### What is required
Which lines below hold the word "page"? Copy all of them.

### Extracted entries
◆ ◆ ◆ ◆ ◆ ◆ ◆
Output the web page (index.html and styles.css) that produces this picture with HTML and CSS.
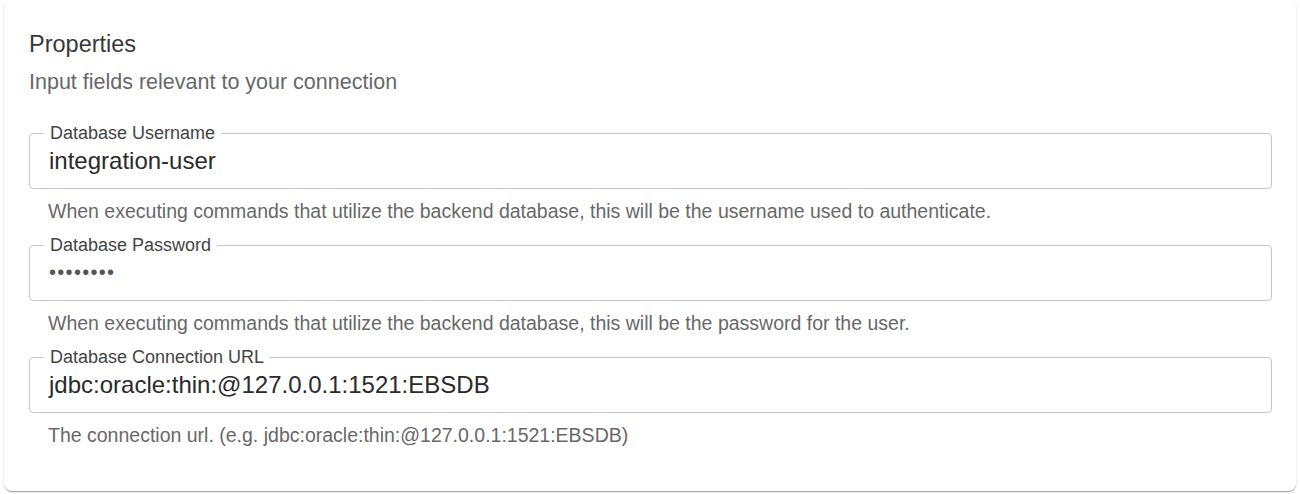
◆ ◆ ◆ ◆ ◆ ◆ ◆
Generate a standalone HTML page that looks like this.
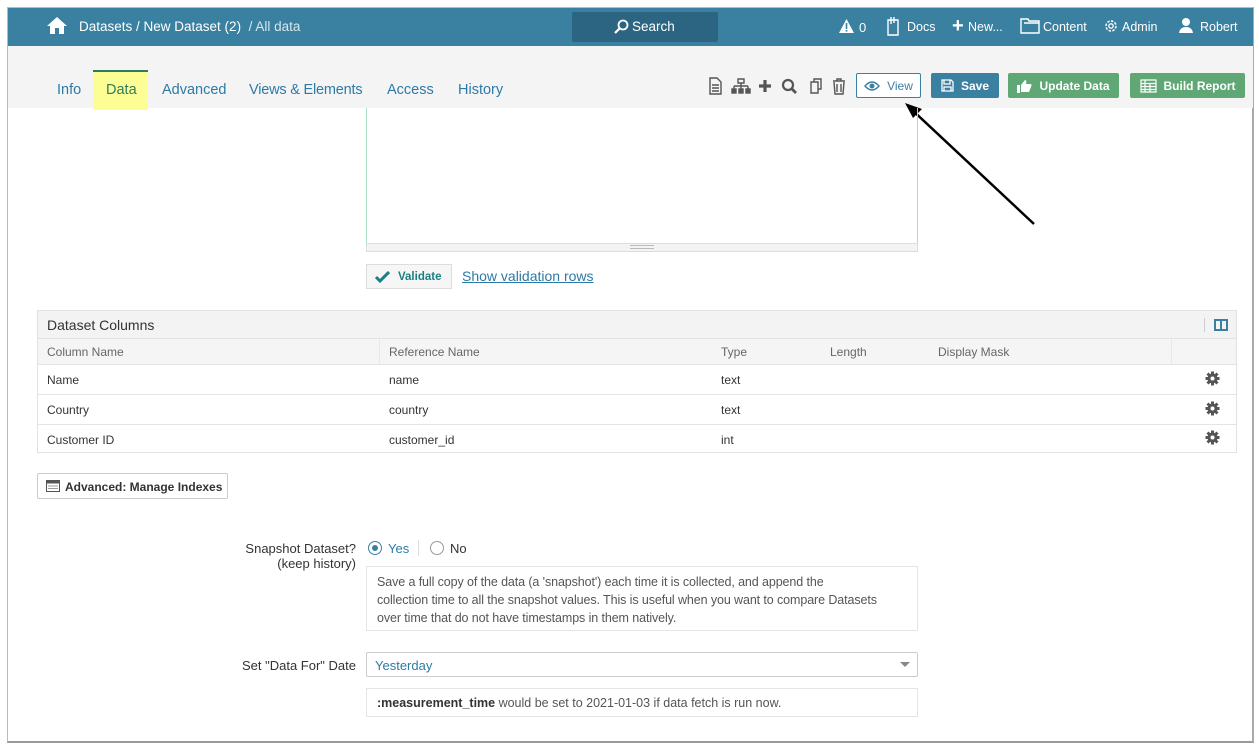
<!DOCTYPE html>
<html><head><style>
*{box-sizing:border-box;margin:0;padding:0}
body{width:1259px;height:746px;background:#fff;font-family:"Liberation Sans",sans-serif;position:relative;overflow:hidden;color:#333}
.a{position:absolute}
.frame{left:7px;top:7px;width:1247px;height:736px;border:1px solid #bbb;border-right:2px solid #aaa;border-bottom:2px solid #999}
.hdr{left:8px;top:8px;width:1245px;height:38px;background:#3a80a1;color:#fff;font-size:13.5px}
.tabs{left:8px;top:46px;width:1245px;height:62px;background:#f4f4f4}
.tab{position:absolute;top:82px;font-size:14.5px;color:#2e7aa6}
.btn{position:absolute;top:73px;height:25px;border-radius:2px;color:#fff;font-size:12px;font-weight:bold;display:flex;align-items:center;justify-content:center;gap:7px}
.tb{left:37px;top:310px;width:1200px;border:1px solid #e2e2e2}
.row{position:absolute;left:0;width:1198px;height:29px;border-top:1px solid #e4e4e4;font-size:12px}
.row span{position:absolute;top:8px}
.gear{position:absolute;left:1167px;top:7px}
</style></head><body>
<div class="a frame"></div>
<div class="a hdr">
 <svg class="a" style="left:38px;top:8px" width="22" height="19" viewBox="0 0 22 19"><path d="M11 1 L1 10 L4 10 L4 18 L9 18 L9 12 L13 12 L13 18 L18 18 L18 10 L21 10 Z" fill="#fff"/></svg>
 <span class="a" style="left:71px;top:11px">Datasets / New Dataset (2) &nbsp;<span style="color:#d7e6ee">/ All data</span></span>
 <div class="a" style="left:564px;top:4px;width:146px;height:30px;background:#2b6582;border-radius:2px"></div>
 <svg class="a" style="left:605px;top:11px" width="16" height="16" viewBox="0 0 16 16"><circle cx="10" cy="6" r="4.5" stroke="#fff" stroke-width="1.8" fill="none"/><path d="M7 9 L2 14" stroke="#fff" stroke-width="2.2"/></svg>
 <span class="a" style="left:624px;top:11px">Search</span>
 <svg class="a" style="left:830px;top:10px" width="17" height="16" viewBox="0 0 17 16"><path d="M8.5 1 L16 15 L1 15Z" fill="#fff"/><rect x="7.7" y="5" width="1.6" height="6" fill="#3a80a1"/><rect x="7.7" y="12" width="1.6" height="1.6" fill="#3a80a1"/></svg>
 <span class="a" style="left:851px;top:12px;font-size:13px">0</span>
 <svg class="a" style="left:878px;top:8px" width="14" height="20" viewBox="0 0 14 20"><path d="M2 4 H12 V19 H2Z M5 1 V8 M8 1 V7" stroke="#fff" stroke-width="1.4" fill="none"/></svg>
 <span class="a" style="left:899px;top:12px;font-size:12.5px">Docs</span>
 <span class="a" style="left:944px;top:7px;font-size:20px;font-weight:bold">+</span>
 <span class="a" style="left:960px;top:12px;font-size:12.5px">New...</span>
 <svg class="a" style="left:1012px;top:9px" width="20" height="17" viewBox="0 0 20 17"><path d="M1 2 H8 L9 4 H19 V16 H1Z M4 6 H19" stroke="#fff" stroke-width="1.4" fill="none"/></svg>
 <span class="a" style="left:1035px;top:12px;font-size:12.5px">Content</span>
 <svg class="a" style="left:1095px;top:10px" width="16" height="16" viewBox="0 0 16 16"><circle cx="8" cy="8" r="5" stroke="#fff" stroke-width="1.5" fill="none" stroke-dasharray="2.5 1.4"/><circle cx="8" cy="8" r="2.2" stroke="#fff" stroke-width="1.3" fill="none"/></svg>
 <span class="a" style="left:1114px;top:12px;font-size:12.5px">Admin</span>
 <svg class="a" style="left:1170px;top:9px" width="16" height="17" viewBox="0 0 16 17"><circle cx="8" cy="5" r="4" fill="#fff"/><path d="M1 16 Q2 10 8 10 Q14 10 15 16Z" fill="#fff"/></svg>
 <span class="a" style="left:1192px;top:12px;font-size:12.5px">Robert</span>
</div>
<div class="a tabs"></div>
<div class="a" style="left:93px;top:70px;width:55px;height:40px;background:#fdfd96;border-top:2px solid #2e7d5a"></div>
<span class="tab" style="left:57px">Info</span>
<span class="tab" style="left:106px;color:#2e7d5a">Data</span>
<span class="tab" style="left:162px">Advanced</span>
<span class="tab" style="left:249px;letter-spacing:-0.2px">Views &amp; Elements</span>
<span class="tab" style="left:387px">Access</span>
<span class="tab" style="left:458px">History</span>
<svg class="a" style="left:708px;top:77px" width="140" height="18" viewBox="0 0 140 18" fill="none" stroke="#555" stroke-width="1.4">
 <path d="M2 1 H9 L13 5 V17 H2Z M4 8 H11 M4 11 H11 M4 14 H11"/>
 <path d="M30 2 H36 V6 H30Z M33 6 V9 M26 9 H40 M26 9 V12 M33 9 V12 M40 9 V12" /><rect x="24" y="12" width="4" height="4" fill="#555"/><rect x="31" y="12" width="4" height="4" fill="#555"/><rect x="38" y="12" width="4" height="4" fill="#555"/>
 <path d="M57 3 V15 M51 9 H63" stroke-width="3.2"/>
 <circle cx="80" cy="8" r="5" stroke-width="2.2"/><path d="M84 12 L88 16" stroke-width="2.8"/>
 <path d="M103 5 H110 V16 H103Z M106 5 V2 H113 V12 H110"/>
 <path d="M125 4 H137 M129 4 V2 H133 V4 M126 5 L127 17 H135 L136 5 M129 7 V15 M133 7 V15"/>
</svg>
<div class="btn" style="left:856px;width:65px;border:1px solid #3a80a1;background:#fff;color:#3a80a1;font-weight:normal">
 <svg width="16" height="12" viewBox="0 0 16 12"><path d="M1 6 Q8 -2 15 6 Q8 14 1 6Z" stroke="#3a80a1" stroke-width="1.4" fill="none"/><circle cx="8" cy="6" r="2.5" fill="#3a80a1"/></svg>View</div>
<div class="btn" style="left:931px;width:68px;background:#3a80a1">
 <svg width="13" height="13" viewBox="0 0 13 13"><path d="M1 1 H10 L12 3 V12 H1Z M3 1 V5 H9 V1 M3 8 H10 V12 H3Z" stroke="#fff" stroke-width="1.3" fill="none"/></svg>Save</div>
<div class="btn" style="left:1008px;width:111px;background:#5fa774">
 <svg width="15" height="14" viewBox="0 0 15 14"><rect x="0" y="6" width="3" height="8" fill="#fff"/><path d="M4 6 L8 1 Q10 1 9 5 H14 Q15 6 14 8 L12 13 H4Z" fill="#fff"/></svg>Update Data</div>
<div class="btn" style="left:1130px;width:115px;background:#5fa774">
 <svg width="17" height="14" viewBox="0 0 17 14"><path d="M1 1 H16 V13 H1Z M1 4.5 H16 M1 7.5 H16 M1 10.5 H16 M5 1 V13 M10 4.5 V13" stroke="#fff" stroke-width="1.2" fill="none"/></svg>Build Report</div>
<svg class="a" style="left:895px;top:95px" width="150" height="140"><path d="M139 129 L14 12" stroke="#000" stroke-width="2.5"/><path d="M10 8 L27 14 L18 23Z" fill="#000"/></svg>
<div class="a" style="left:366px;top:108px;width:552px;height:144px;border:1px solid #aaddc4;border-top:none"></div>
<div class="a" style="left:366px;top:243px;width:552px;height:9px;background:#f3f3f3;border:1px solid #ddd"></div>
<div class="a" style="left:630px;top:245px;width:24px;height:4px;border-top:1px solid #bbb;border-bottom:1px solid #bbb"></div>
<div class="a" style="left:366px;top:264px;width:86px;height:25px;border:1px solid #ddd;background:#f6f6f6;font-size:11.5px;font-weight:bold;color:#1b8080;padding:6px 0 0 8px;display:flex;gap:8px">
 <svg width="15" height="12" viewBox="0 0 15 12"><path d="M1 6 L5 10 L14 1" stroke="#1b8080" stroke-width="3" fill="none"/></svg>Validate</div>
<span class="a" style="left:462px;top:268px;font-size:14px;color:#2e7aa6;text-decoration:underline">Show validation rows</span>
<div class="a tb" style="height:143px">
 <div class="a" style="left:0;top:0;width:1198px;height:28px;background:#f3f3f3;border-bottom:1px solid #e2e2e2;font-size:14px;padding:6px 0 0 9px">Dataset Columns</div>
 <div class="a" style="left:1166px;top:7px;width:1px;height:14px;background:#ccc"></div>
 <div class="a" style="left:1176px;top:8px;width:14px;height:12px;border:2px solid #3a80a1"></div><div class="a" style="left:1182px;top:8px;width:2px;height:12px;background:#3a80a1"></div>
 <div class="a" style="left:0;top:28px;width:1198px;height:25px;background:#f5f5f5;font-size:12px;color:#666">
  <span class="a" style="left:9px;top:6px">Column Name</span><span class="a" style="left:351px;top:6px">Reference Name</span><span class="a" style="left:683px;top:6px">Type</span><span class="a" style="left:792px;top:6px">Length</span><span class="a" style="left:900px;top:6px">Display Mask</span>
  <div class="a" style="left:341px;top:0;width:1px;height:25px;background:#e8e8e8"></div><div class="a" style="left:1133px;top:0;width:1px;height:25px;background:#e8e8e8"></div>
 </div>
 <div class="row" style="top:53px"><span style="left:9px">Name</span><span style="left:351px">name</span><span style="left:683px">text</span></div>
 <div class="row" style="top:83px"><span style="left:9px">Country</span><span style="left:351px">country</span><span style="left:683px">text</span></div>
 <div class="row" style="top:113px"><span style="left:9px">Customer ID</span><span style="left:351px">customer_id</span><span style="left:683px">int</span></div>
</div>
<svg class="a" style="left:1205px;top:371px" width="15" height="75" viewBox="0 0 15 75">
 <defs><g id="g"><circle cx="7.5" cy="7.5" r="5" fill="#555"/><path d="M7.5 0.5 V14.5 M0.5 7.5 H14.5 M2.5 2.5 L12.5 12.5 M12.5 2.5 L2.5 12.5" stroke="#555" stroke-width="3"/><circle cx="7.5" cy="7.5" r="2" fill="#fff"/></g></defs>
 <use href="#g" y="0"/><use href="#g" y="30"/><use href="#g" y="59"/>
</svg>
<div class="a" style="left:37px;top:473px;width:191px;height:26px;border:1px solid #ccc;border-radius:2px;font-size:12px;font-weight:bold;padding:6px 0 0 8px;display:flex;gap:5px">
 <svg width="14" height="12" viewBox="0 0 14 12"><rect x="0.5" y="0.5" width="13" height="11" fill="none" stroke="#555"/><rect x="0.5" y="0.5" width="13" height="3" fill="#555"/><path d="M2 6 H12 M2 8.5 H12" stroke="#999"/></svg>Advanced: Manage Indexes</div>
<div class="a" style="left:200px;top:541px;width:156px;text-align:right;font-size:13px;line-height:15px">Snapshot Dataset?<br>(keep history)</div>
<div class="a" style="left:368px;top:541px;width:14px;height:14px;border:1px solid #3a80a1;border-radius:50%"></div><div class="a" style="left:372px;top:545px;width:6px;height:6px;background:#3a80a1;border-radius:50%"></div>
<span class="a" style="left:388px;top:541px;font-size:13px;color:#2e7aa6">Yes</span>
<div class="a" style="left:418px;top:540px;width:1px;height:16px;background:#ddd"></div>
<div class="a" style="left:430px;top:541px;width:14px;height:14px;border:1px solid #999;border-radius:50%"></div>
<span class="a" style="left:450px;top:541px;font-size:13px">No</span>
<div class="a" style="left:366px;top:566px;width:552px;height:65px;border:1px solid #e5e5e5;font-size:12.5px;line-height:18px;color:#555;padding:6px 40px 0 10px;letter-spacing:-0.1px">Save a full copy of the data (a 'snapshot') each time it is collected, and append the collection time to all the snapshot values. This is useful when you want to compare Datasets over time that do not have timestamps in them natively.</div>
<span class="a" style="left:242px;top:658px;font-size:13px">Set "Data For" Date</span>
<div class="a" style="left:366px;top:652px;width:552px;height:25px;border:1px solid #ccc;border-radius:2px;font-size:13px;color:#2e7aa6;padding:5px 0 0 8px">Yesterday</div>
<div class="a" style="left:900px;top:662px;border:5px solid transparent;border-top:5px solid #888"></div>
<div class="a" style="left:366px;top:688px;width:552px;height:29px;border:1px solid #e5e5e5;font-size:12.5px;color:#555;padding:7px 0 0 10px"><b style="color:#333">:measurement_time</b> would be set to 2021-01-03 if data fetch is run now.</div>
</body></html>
◆ ◆ ◆ ◆ ◆ ◆ ◆
### Written response
Output the web page (index.html and styles.css) that produces this picture with HTML and CSS.
Generate a standalone HTML page that looks like this.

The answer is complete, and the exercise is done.